Leave out the pictures and restate the rest of the data exactly.

□ □ □ □ □

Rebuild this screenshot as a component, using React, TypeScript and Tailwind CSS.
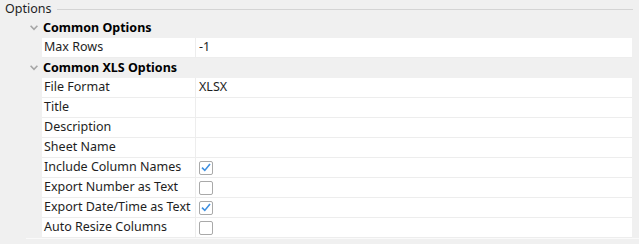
import React from 'react';

type Row = { label: string; value?: string; check?: boolean };

const groups: { title: string; rows: Row[] }[] = [
  { title: 'Common Options', rows: [{ label: 'Max Rows', value: '-1' }] },
  {
    title: 'Common XLS Options',
    rows: [
      { label: 'File Format', value: 'XLSX' },
      { label: 'Title' },
      { label: 'Description' },
      { label: 'Sheet Name' },
      { label: 'Include Column Names', check: true },
      { label: 'Export Number as Text', check: false },
      { label: 'Export Date/Time as Text', check: true },
      { label: 'Auto Resize Columns', check: false },
    ],
  },
];

const Chevron = () => (
  <svg width="8" height="6" viewBox="0 0 8 6" className="mr-[5px]">
    <path d="M0.6 0.8 L4 4.4 L7.4 0.8" fill="none" stroke="#a6a6a6" strokeWidth="1.6" />
  </svg>
);

const CheckBox = ({ checked }: { checked: boolean }) => (
  <div className="w-[14px] h-[14px] rounded-[2px] border border-[#a9a9a9] bg-white flex items-center justify-center">
    {checked && (
      <svg width="10" height="9" viewBox="0 0 10 9">
        <path d="M1 4.6 L3.8 7.4 L9 1" fill="none" stroke="#3d8fe0" strokeWidth="1.6" />
      </svg>
    )}
  </div>
);

export default function App() {
  return (
    <div className="w-[639px] h-[244px] bg-[#f0f0f0] text-[12.5px] text-[#1e1e1e] overflow-hidden" style={{ fontFamily: '"Noto Sans", "Liberation Sans", sans-serif' }}>
      <div className="flex items-center h-[18px] pl-[5px] pr-[6px] pt-[1px]">
        <span className="leading-none pb-[1px]">Options</span>
        <div className="flex-1 h-px bg-[#d4d4d4] ml-[6px]" />
      </div>
      <div className="ml-[26px] border-b border-[#fafafa] pr-[7px]">
        {groups.map((g) => (
          <div key={g.title}>
            <div className="flex items-center h-[20px] pl-[4px] font-bold text-black">
              <Chevron />
              <span>{g.title}</span>
            </div>
            {g.rows.map((r) => (
              <div key={r.label} className="ml-[16px] flex h-[20px] bg-white border-b border-[#ededed]">
                <div className="w-[154px] border-r border-[#ededed] pl-[2px] flex items-center">{r.label}</div>
                <div className="flex-1 pl-[3px] flex items-center">
                  {r.check !== undefined ? <CheckBox checked={r.check} /> : r.value}
                </div>
              </div>
            ))}
          </div>
        ))}
      </div>
    </div>
  );
}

□ □ □ □ □

• _FINISHED EXERCISE_
Rebuild this screenshot as a component, using React, TypeScript and Tailwind CSS.
import React from 'react';

type Row = { label: string; value?: string; check?: boolean };

const groups: { title: string; rows: Row[] }[] = [
  { title: 'Common Options', rows: [{ label: 'Max Rows', value: '-1' }] },
  {
    title: 'Common XLS Options',
    rows: [
      { label: 'File Format', value: 'XLSX' },
      { label: 'Title' },
      { label: 'Description' },
      { label: 'Sheet Name' },
      { label: 'Include Column Names', check: true },
      { label: 'Export Number as Text', check: false },
      { label: 'Export Date/Time as Text', check: true },
      { label: 'Auto Resize Columns', check: false },
    ],
  },
];

const Chevron = () => (
  <svg width="8" height="6" viewBox="0 0 8 6" className="mr-[5px]">
    <path d="M0.6 0.8 L4 4.4 L7.4 0.8" fill="none" stroke="#a6a6a6" strokeWidth="1.6" />
  </svg>
);

const CheckBox = ({ checked }: { checked: boolean }) => (
  <div className="w-[14px] h-[14px] rounded-[2px] border border-[#a9a9a9] bg-white flex items-center justify-center">
    {checked && (
      <svg width="10" height="9" viewBox="0 0 10 9">
        <path d="M1 4.6 L3.8 7.4 L9 1" fill="none" stroke="#3d8fe0" strokeWidth="1.6" />
      </svg>
    )}
  </div>
);

export default function App() {
  return (
    <div className="w-[639px] h-[244px] bg-[#f0f0f0] text-[12.5px] text-[#1e1e1e] overflow-hidden" style={{ fontFamily: '"Noto Sans", "Liberation Sans", sans-serif' }}>
      <div className="flex items-center h-[18px] pl-[5px] pr-[6px] pt-[1px]">
        <span className="leading-none pb-[1px]">Options</span>
        <div className="flex-1 h-px bg-[#d4d4d4] ml-[6px]" />
      </div>
      <div className="ml-[26px] border-b border-[#fafafa] pr-[7px]">
        {groups.map((g) => (
          <div key={g.title}>
            <div className="flex items-center h-[20px] pl-[4px] font-bold text-black">
              <Chevron />
              <span>{g.title}</span>
            </div>
            {g.rows.map((r) => (
              <div key={r.label} className="ml-[16px] flex h-[20px] bg-white border-b border-[#ededed]">
                <div className="w-[154px] border-r border-[#ededed] pl-[2px] flex items-center">{r.label}</div>
                <div className="flex-1 pl-[3px] flex items-center">
                  {r.check !== undefined ? <CheckBox checked={r.check} /> : r.value}
                </div>
              </div>
            ))}
          </div>
        ))}
      </div>
    </div>
  );
}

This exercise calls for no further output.